The most critical aspect of nirvana is that Buddhists actually believe they are returning to it. "It," however, is not a place in the conventional physical sense. It is that state of harmony and completion, but it has nothing to do with location, physical limits or anything of the sort. and, although Buddhists believe this state can be returned to after the physical body has expired, they also believe it can be returned to while living in the physical body. The following quotation helps to elucidate this paradox.

"Before we were born we had no feeling: we were one with the universe. This is called "mind only," or "essence of mind," or "big mind." After we are separated by birth from this oneness, as the water falling from the waterfall is separated by wind and rocks, then we have feeling. We have difficulty because we have feeling" (Suzuki 91).

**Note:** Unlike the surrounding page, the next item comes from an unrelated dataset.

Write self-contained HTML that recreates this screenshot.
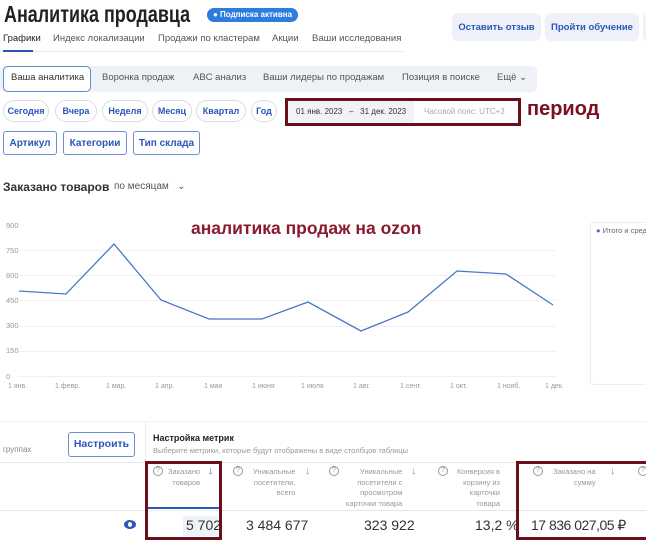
<!DOCTYPE html>
<html><head><meta charset="utf-8"><style>
*{margin:0;padding:0;box-sizing:border-box}
body{width:646px;height:540px;overflow:hidden;background:#fff;font-family:"Liberation Sans",sans-serif;position:relative;color:#1a1a1a}
.a{position:absolute;white-space:nowrap}
.btn{position:absolute;background:#eef2f8;border-radius:6px;color:#2a56b8;font-size:9.5px;font-weight:bold;display:flex;align-items:center;justify-content:center;white-space:nowrap}
.pill{position:absolute;top:100px;height:22px;border:1px solid #d8dde6;border-radius:11px;color:#2a56b8;font-size:9px;font-weight:bold;display:flex;align-items:center;justify-content:center}
.ob{position:absolute;top:131px;height:24px;border:1px solid #6d8ed0;border-radius:3px;color:#2a56b8;font-size:10px;font-weight:bold;display:flex;align-items:center;justify-content:center}
.t{font-size:9.5px;color:#333;top:72px}
.yl{position:absolute;left:6px;font-size:7.5px;color:#999}
.xl{position:absolute;top:383px;font-size:7px;color:#999}
.mh{position:absolute;top:467px;font-size:7.5px;color:#999;text-align:right;line-height:10.5px}
.q{position:absolute;top:466px;width:10px;height:10px;border:1px solid #999;border-radius:50%;font-size:7px;color:#999;text-align:center;line-height:8px}
.num{position:absolute;top:517px;font-size:14px;color:#333}
.red{position:absolute;border:3px solid #6b0f1a}
.tab{position:absolute;top:33px;font-size:9.5px;color:#555;white-space:nowrap}
</style></head><body>
<div class="a" style="left:4px;top:1px;font-size:23px;font-weight:bold;color:#222;transform:scaleX(0.78);transform-origin:0 0">Аналитика продавца</div>
<div class="a" style="left:207px;top:8px;height:14px;padding:0 6px;background:#2d7de0;border-radius:7px;color:#fff;font-size:8px;font-weight:bold;line-height:14px">● Подписка активна</div>
<div class="btn" style="left:452px;top:13px;width:89px;height:28px">Оставить отзыв</div>
<div class="btn" style="left:545px;top:13px;width:94px;height:28px">Пройти обучение</div>
<div class="btn" style="left:643px;top:13px;width:10px;height:28px"></div>
<div class="tab" style="left:3px;color:#222">Графики</div>
<div class="tab" style="left:53px">Индекс локализации</div>
<div class="tab" style="left:158px">Продажи по кластерам</div>
<div class="tab" style="left:272px">Акции</div>
<div class="tab" style="left:312px">Ваши исследования</div>
<div class="a" style="left:0;top:51px;width:403px;height:1px;background:#e3e6ea"></div>
<div class="a" style="left:3px;top:50px;width:30px;height:2px;background:#2a56b8"></div>
<div class="a" style="left:0;top:66px;width:537px;height:26px;background:#eef1f5;border-radius:5px"></div>
<div class="a" style="left:3px;top:66px;width:88px;height:26px;background:#fff;border:1px solid #5a8fcc;border-radius:5px"></div>
<div class="a t" style="left:11px">Ваша аналитика</div>
<div class="a t" style="left:102px;color:#555">Воронка продаж</div>
<div class="a t" style="left:193px;color:#555">ABC анализ</div>
<div class="a t" style="left:263px;color:#555">Ваши лидеры по продажам</div>
<div class="a t" style="left:402px;color:#555">Позиция в поиске</div>
<div class="a t" style="left:497px;color:#555">Ещё ⌄</div>
<div class="pill" style="left:3px;width:46px">Сегодня</div>
<div class="pill" style="left:55px;width:42px">Вчера</div>
<div class="pill" style="left:102px;width:46px">Неделя</div>
<div class="pill" style="left:152px;width:40px">Месяц</div>
<div class="pill" style="left:196px;width:50px">Квартал</div>
<div class="pill" style="left:251px;width:26px">Год</div>
<div class="a" style="left:286px;top:101px;width:128px;height:21px;background:#f1f3f6"></div>
<div class="a" style="left:296px;top:107px;font-size:8px;color:#333">01 янв. 2023 &nbsp;&nbsp;– &nbsp;&nbsp;31 дек. 2023</div>
<div class="a" style="left:424px;top:107px;font-size:8px;color:#aaa">Часовой пояс: UTC+3</div>
<div class="red" style="left:285px;top:98px;width:236px;height:28px"></div>
<div class="a" style="left:527px;top:98px;font-size:20px;font-weight:bold;color:#7a1020">период</div>
<div class="ob" style="left:3px;width:54px">Артикул</div>
<div class="ob" style="left:63px;width:64px">Категории</div>
<div class="ob" style="left:133px;width:67px">Тип склада</div>
<div class="a" style="left:3px;top:180px;font-size:12px;font-weight:bold;color:#333">Заказано товаров</div>
<div class="a" style="left:114px;top:181px;font-size:10px;color:#555">по месяцам &nbsp;&nbsp;⌄</div>
<div class="a" style="left:191px;top:218px;font-size:17.5px;font-weight:bold;color:#8a1a2e">аналитика продаж на ozon</div>
<div class="yl" style="top:221px">900</div><div class="yl" style="top:246px">750</div><div class="yl" style="top:271px">600</div><div class="yl" style="top:296px">450</div><div class="yl" style="top:321px">300</div><div class="yl" style="top:346px">150</div><div class="yl" style="top:372px">0</div>
<svg class="a" style="left:0;top:0" width="646" height="540">
<g stroke="#f0f0f0" stroke-width="1">
<line x1="18" x2="556" y1="250.5" y2="250.5"/><line x1="18" x2="556" y1="275.5" y2="275.5"/><line x1="18" x2="556" y1="300.5" y2="300.5"/><line x1="18" x2="556" y1="326.5" y2="326.5"/><line x1="18" x2="556" y1="351.5" y2="351.5"/><line x1="18" x2="556" y1="376.5" y2="376.5"/>
</g>
<polyline fill="none" stroke="#4a78c8" stroke-width="1.3" points="19,291 66,294 114,244 161,300 209,319 262,319 308,302 361,331 408,312 457,271 506,274 553,305"/>
</svg>
<div class="xl" style="left:8px">1 янв.</div><div class="xl" style="left:55px">1 февр.</div><div class="xl" style="left:106px">1 мар.</div><div class="xl" style="left:155px">1 апр.</div><div class="xl" style="left:204px">1 мая</div><div class="xl" style="left:252px">1 июня</div><div class="xl" style="left:301px">1 июля</div><div class="xl" style="left:353px">1 авг.</div><div class="xl" style="left:400px">1 сент.</div><div class="xl" style="left:450px">1 окт.</div><div class="xl" style="left:497px">1 нояб.</div><div class="xl" style="left:545px">1 дек.</div>
<div class="a" style="left:590px;top:222px;width:60px;height:163px;border:1px solid #eee;border-radius:3px"></div>
<div class="a" style="left:596px;top:226px;font-size:7.5px;color:#666"><span style="color:#3d6fd0">●</span> Итого и средн</div>
<div class="a" style="left:0;top:421px;width:646px;height:1px;background:#f0f0f0"></div>
<div class="a" style="left:3px;top:445px;font-size:8px;color:#888">группах</div>
<div class="a" style="left:68px;top:432px;width:67px;height:25px;border:1px solid #6d8ed0;border-radius:3px;color:#2a56b8;font-size:10.5px;font-weight:bold;text-align:center;line-height:23px">Настроить</div>
<div class="a" style="left:145px;top:422px;width:1px;height:40px;background:#eee"></div>
<div class="a" style="left:153px;top:433px;font-size:9px;font-weight:bold;color:#222">Настройка метрик</div>
<div class="a" style="left:153px;top:446px;font-size:7.5px;color:#999">Выберите метрики, которые будут отображены в виде столбцов таблицы</div>
<div class="a" style="left:0;top:462px;width:646px;height:1px;background:#e6e6e6"></div>
<div class="a" style="left:0;top:510px;width:646px;height:1px;background:#e6e6e6"></div>
<div class="a" style="left:148px;top:507px;width:72px;height:2px;background:#2a56b8"></div>
<div class="q" style="left:153px">?</div><div class="mh" style="left:168px">Заказано<br>товаров</div><div class="a" style="left:208px;top:465px;color:#3d6fd0;font-size:11px">↓</div>
<div class="q" style="left:233px">?</div><div class="mh" style="left:253px">Уникальные<br>посетители,<br>всего</div><div class="a" style="left:305px;top:465px;color:#999;font-size:11px">↓</div>
<div class="q" style="left:329px">?</div><div class="mh" style="left:346px">Уникальные<br>посетители с<br>просмотром<br>карточки товара</div><div class="a" style="left:411px;top:465px;color:#999;font-size:11px">↓</div>
<div class="q" style="left:438px">?</div><div class="mh" style="left:457px">Конверсия в<br>корзину из<br>карточки<br>товара</div><div class="q" style="left:533px">?</div><div class="mh" style="left:553px">Заказано на<br>сумму</div><div class="a" style="left:610px;top:465px;color:#999;font-size:11px">↓</div><div class="q" style="left:638px">?</div>
<div class="a" style="left:124px;top:520px;width:12px;height:9px;border-radius:50%;background:#2a56b8"></div>
<div class="a" style="left:128px;top:522px;width:4px;height:5px;border-radius:50%;background:#fff"></div>
<div class="a" style="left:183px;top:516px;width:35px;height:20px;background:#eef3fa"></div>
<div class="num" style="left:186px">5 702</div>
<div class="num" style="left:246px">3 484 677</div>
<div class="num" style="left:364px">323 922</div>
<div class="num" style="left:475px">13,2 %</div>
<div class="num" style="left:531px;letter-spacing:-0.5px">17 836 027,05 ₽</div>
<div class="red" style="left:145px;top:461px;width:77px;height:79px"></div>
<div class="red" style="left:516px;top:461px;width:134px;height:79px"></div>
</body></html>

This uniformity with all of existence is what Buddhists believe that people were a part of before their births. They also believe that people go back to this uniformity after their deaths. But the concept of big mind is also something that Buddhists attempt to reach during their lives -- and is actually the primary point of this religion. Buddhists are continually attempting to achieve this big mind state during their life, which they believe they will inevitably reach after their deaths in nirvana as well.

For Christians or adherents to most other monotheistic religions, the only way to reach heaven or the afterlife is to die. and, as previously denoted, dying is one way to return to nirvana. However, Buddhists believe that they can also reach the big mind state that is akin to nirvana while living, by utilizing some of the other core principles of this religion. One of these core principles is evinced within the practice of zazen, or meditation. As the author of Zen Mind, Beginner's Mind denotes, "…by your practice of zazen you can cultivate this feeling" (p. 95) of totality and uniformity with the universe that is the primary focus of Buddhism.

Yet the way of actuating this ideal state of big mind is decidedly counterintuitive. Westerners are used to thinking of heaven as something that one has to earn by going out and accomplishing feats of altruism to demonstrate his or her worth. In Buddhism, however, when one practices zazen and reaches a state of enlightenment that connects one with the entire universe, the exact opposite is the methodology employed to do this. Buddhists must learn to reject all worldly things, all desires, and ultimately free themselves from external concerns in order to reconnect with the oneness that they were a part of before they were born. The key is to focus one's mind on nothing, on emptiness -- which is what zazen itself cultivates. The focus on emptiness inherently connects one with the universe, and not the mere physical world and the thoughts it motivates, as the following quotation from Suzuki demonstrates. "We say, everything comes out of emptiness. One whole river or one whole mind is emptiness" (p. 94). As this quotation implies, by emptying one's mind of conscious thought and desire, one can connect with the eternal, the all or "everything." The reference to the river is simply the conception that all things can be one, much like a river is, before events (such as a waterfall) separates the water into individual drops.